BEGIN LISTED RECORDS
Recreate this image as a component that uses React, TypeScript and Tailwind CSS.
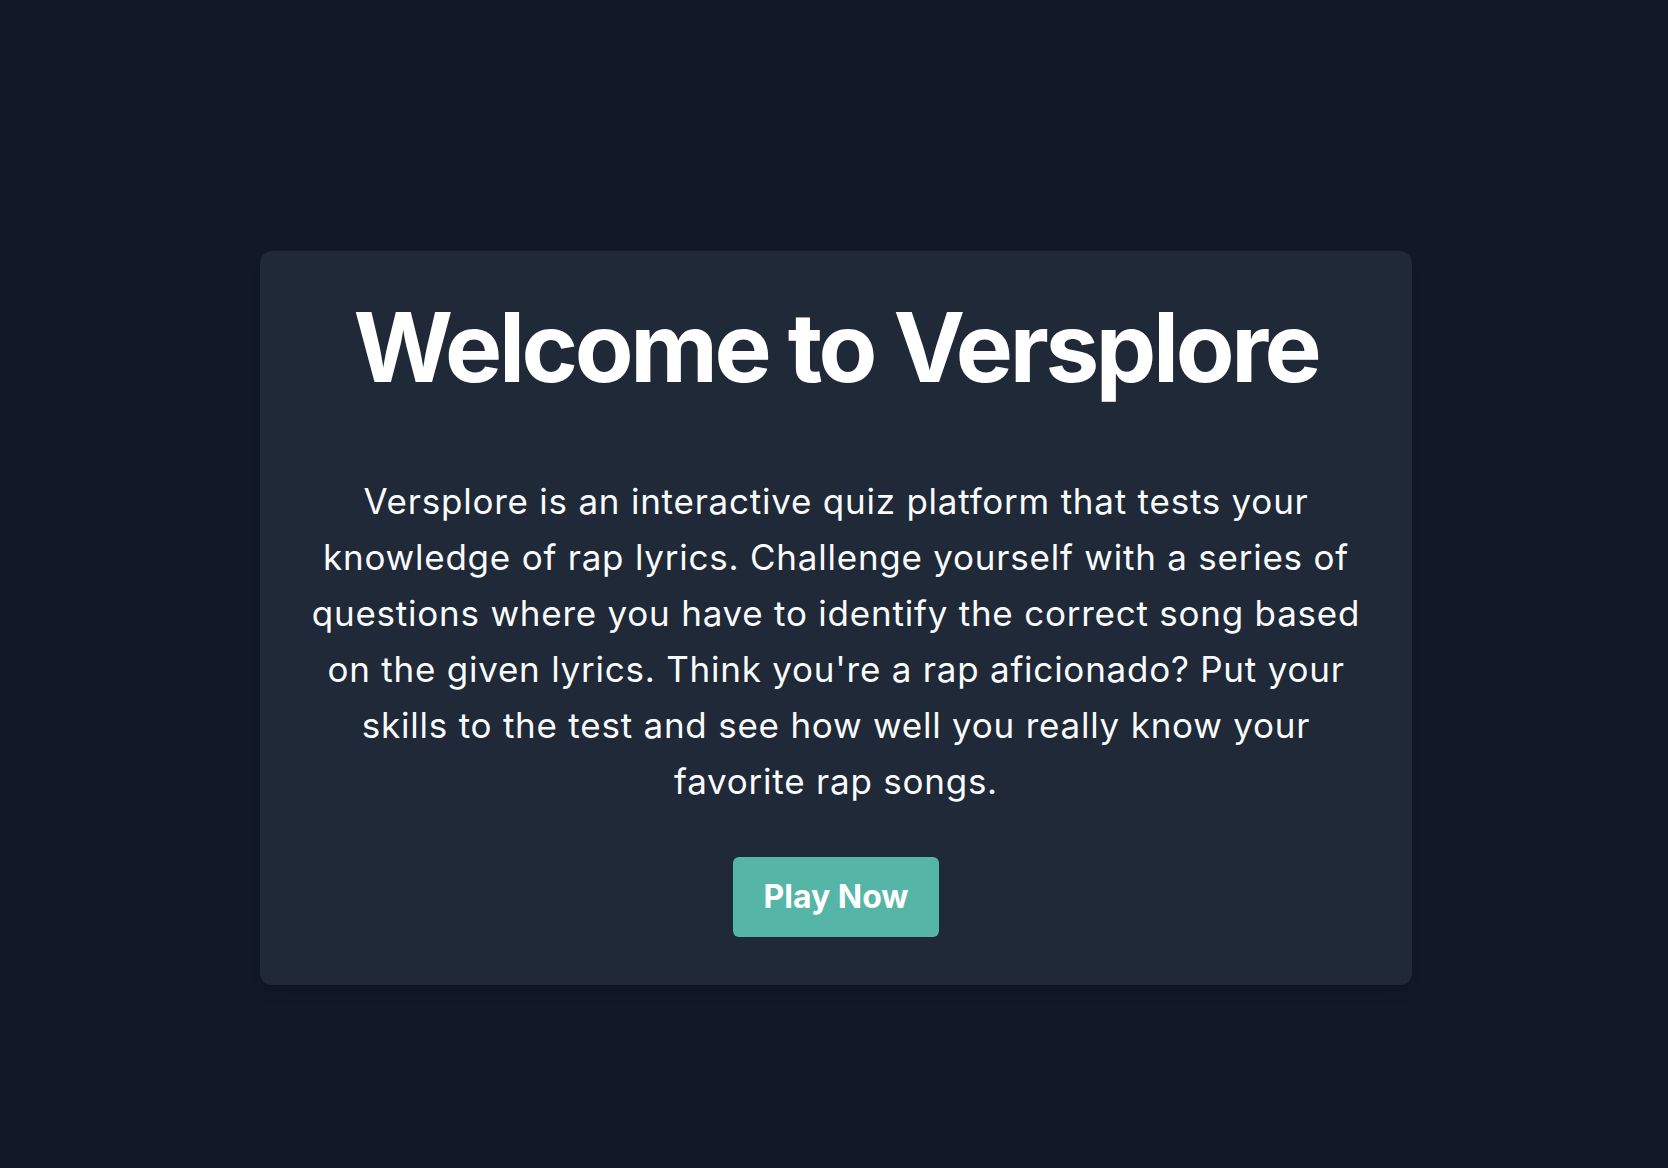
export default function App() {
  return (
    <div
      className="min-h-screen bg-[#111827] flex items-center justify-center pt-[68px] pl-1"
      style={{ fontFamily: "Inter, 'Noto Sans', sans-serif" }}
    >
      <div className="w-full max-w-6xl bg-[#1f2937] rounded-xl shadow-lg p-12 flex flex-col items-center text-center">
        <h1 className="text-8xl font-bold text-white leading-none tracking-[-0.035em]">Welcome to Versplore</h1>
        <p className="mt-[78px] text-[35px] leading-[56px] tracking-[0.022em] text-gray-50">
          Versplore is an interactive quiz platform that tests your knowledge of rap lyrics. Challenge yourself with a
          series of questions where you have to identify the correct song based on the given lyrics. Think you're a
          rap aficionado? Put your skills to the test and see how well you really know your favorite rap songs.
        </p>
        <button className="mt-12 w-[206px] h-[80px] rounded-md bg-[#55b6a8] text-white text-[32px] font-bold flex items-center justify-center">
          Play Now
        </button>
      </div>
    </div>
  );
}
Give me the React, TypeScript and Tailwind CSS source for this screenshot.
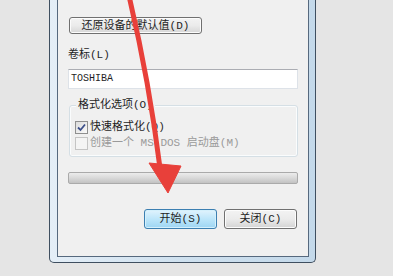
import React from "react";

const font = { fontFamily: '"Liberation Mono", "Noto Sans CJK SC", monospace' };

export default function App() {
  return (
    <div
      className="relative w-[393px] h-[276px] overflow-hidden bg-[#e5e5e5] text-[11px] leading-[14px] text-[#1e1e1e]"
      style={font}
    >
      {/* Window frame */}
      <div className="ml-[49px] w-[267px] h-[263px] border-x border-b border-[#3f4f60] rounded-b-[5px] bg-gradient-to-r from-[#e4eef7] via-[#cfe1ef] to-[#c4d9ea] pl-[7px] pr-[6px] pb-[5px]">
        <div className="h-full bg-[#f0f0f0] border-x border-b border-[#56697e] px-[10px] flex flex-col">
          {/* restore defaults button */}
          <div className="mt-[17px] ml-[1px] w-[133px] h-[17px] flex items-center justify-center rounded-[3px] border border-[#707070] bg-gradient-to-b from-[#f3f3f3] via-[#ebebeb] to-[#d6d6d6] shadow-[inset_0_0_0_1px_#fcfcfc]">
            还原设备的默认值(D)
          </div>

          {/* Volume label */}
          <div className="mt-[14px]">卷标(L)</div>
          <div className="mt-[7px] h-[20px] w-[230px] bg-white border border-[#dde2e8] border-t-[#abadb3] flex items-center pl-[2px]">
            <span className="text-[10px]">TOSHIBA</span>
          </div>

          {/* Format options group */}
          <div className="relative mt-[16px] w-[229px] ml-[1px] h-[52px] rounded-[3px] border border-[#d5dfe5] shadow-[inset_0_0_0_1px_#fafcfd] pt-[13px] pl-[5px] flex flex-col">
            <span className="absolute -top-[8px] left-[6px] px-[2px] bg-[#f0f0f0]">格式化选项(O)</span>
            <div className="h-[16px] flex items-center gap-[2px]">
              <div className="w-[13px] h-[13px] border border-[#8f8f8f] bg-gradient-to-br from-[#dcdcdc] to-[#fafafa] flex items-center justify-center">
                <svg width="11" height="11" viewBox="0 0 11 11">
                  <path d="M2 5.5 L4.5 8 L9 2.5" fill="none" stroke="#3c4f8a" strokeWidth="1.8" />
                </svg>
              </div>
              <span>快速格式化(Q)</span>
            </div>
            <div className="h-[16px] flex items-center gap-[2px] text-[#9a9a9a]">
              <div className="w-[13px] h-[13px] border border-[#c4c4c4] bg-[#f4f4f4]" />
              <span>创建一个 MS-DOS 启动盘(M)</span>
            </div>
          </div>

          {/* Progress bar */}
          <div className="mt-[15px] w-[230px] h-[12px] rounded-[2px] border border-[#aaaaaa] bg-gradient-to-b from-[#ececec] via-[#d9d9d9] to-[#c2c2c2]" />

          {/* Buttons */}
          <div className="mt-[25px] w-[229px] flex justify-end gap-[7px]">
            <div className="w-[73px] h-[20px] flex items-center justify-center rounded-[3px] border border-[#3c7fb1] bg-gradient-to-b from-[#e1f3fd] via-[#bde6fa] to-[#9dd5f3] shadow-[inset_0_0_0_1px_#d4f0fc]">
              开始(S)
            </div>
            <div className="w-[73px] h-[20px] flex items-center justify-center rounded-[3px] border border-[#707070] bg-gradient-to-b from-[#f3f3f3] via-[#ebebeb] to-[#d4d4d4] shadow-[inset_0_0_0_1px_#fcfcfc]">
              关闭(C)
            </div>
          </div>
        </div>
      </div>

      {/* Red annotation arrow */}
      <svg className="absolute left-0 top-0" width="393" height="276" viewBox="0 0 393 276">
        <path d="M129 -4 Q149 80 160 168" fill="none" stroke="#e8403a" strokeWidth="5" strokeLinecap="round" />
        <path d="M149 163 L181 166 L168 193 Z" fill="#e8403a" stroke="#e8403a" strokeWidth="1" strokeLinejoin="round" />
      </svg>
    </div>
  );
}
END LISTED RECORDS
** EXERCISE OBJECTIVE **
Print all of the entries word for word. Skip any images they contain.

** SOLUTION TO THIS TASK **
Recreate this image as a component that uses React, TypeScript and Tailwind CSS.
export default function App() {
  return (
    <div
      className="min-h-screen bg-[#111827] flex items-center justify-center pt-[68px] pl-1"
      style={{ fontFamily: "Inter, 'Noto Sans', sans-serif" }}
    >
      <div className="w-full max-w-6xl bg-[#1f2937] rounded-xl shadow-lg p-12 flex flex-col items-center text-center">
        <h1 className="text-8xl font-bold text-white leading-none tracking-[-0.035em]">Welcome to Versplore</h1>
        <p className="mt-[78px] text-[35px] leading-[56px] tracking-[0.022em] text-gray-50">
          Versplore is an interactive quiz platform that tests your knowledge of rap lyrics. Challenge yourself with a
          series of questions where you have to identify the correct song based on the given lyrics. Think you're a
          rap aficionado? Put your skills to the test and see how well you really know your favorite rap songs.
        </p>
        <button className="mt-12 w-[206px] h-[80px] rounded-md bg-[#55b6a8] text-white text-[32px] font-bold flex items-center justify-center">
          Play Now
        </button>
      </div>
    </div>
  );
}
Give me the React, TypeScript and Tailwind CSS source for this screenshot.
import React from "react";

const font = { fontFamily: '"Liberation Mono", "Noto Sans CJK SC", monospace' };

export default function App() {
  return (
    <div
      className="relative w-[393px] h-[276px] overflow-hidden bg-[#e5e5e5] text-[11px] leading-[14px] text-[#1e1e1e]"
      style={font}
    >
      {/* Window frame */}
      <div className="ml-[49px] w-[267px] h-[263px] border-x border-b border-[#3f4f60] rounded-b-[5px] bg-gradient-to-r from-[#e4eef7] via-[#cfe1ef] to-[#c4d9ea] pl-[7px] pr-[6px] pb-[5px]">
        <div className="h-full bg-[#f0f0f0] border-x border-b border-[#56697e] px-[10px] flex flex-col">
          {/* restore defaults button */}
          <div className="mt-[17px] ml-[1px] w-[133px] h-[17px] flex items-center justify-center rounded-[3px] border border-[#707070] bg-gradient-to-b from-[#f3f3f3] via-[#ebebeb] to-[#d6d6d6] shadow-[inset_0_0_0_1px_#fcfcfc]">
            还原设备的默认值(D)
          </div>

          {/* Volume label */}
          <div className="mt-[14px]">卷标(L)</div>
          <div className="mt-[7px] h-[20px] w-[230px] bg-white border border-[#dde2e8] border-t-[#abadb3] flex items-center pl-[2px]">
            <span className="text-[10px]">TOSHIBA</span>
          </div>

          {/* Format options group */}
          <div className="relative mt-[16px] w-[229px] ml-[1px] h-[52px] rounded-[3px] border border-[#d5dfe5] shadow-[inset_0_0_0_1px_#fafcfd] pt-[13px] pl-[5px] flex flex-col">
            <span className="absolute -top-[8px] left-[6px] px-[2px] bg-[#f0f0f0]">格式化选项(O)</span>
            <div className="h-[16px] flex items-center gap-[2px]">
              <div className="w-[13px] h-[13px] border border-[#8f8f8f] bg-gradient-to-br from-[#dcdcdc] to-[#fafafa] flex items-center justify-center">
                <svg width="11" height="11" viewBox="0 0 11 11">
                  <path d="M2 5.5 L4.5 8 L9 2.5" fill="none" stroke="#3c4f8a" strokeWidth="1.8" />
                </svg>
              </div>
              <span>快速格式化(Q)</span>
            </div>
            <div className="h-[16px] flex items-center gap-[2px] text-[#9a9a9a]">
              <div className="w-[13px] h-[13px] border border-[#c4c4c4] bg-[#f4f4f4]" />
              <span>创建一个 MS-DOS 启动盘(M)</span>
            </div>
          </div>

          {/* Progress bar */}
          <div className="mt-[15px] w-[230px] h-[12px] rounded-[2px] border border-[#aaaaaa] bg-gradient-to-b from-[#ececec] via-[#d9d9d9] to-[#c2c2c2]" />

          {/* Buttons */}
          <div className="mt-[25px] w-[229px] flex justify-end gap-[7px]">
            <div className="w-[73px] h-[20px] flex items-center justify-center rounded-[3px] border border-[#3c7fb1] bg-gradient-to-b from-[#e1f3fd] via-[#bde6fa] to-[#9dd5f3] shadow-[inset_0_0_0_1px_#d4f0fc]">
              开始(S)
            </div>
            <div className="w-[73px] h-[20px] flex items-center justify-center rounded-[3px] border border-[#707070] bg-gradient-to-b from-[#f3f3f3] via-[#ebebeb] to-[#d4d4d4] shadow-[inset_0_0_0_1px_#fcfcfc]">
              关闭(C)
            </div>
          </div>
        </div>
      </div>

      {/* Red annotation arrow */}
      <svg className="absolute left-0 top-0" width="393" height="276" viewBox="0 0 393 276">
        <path d="M129 -4 Q149 80 160 168" fill="none" stroke="#e8403a" strokeWidth="5" strokeLinecap="round" />
        <path d="M149 163 L181 166 L168 193 Z" fill="#e8403a" stroke="#e8403a" strokeWidth="1" strokeLinejoin="round" />
      </svg>
    </div>
  );
}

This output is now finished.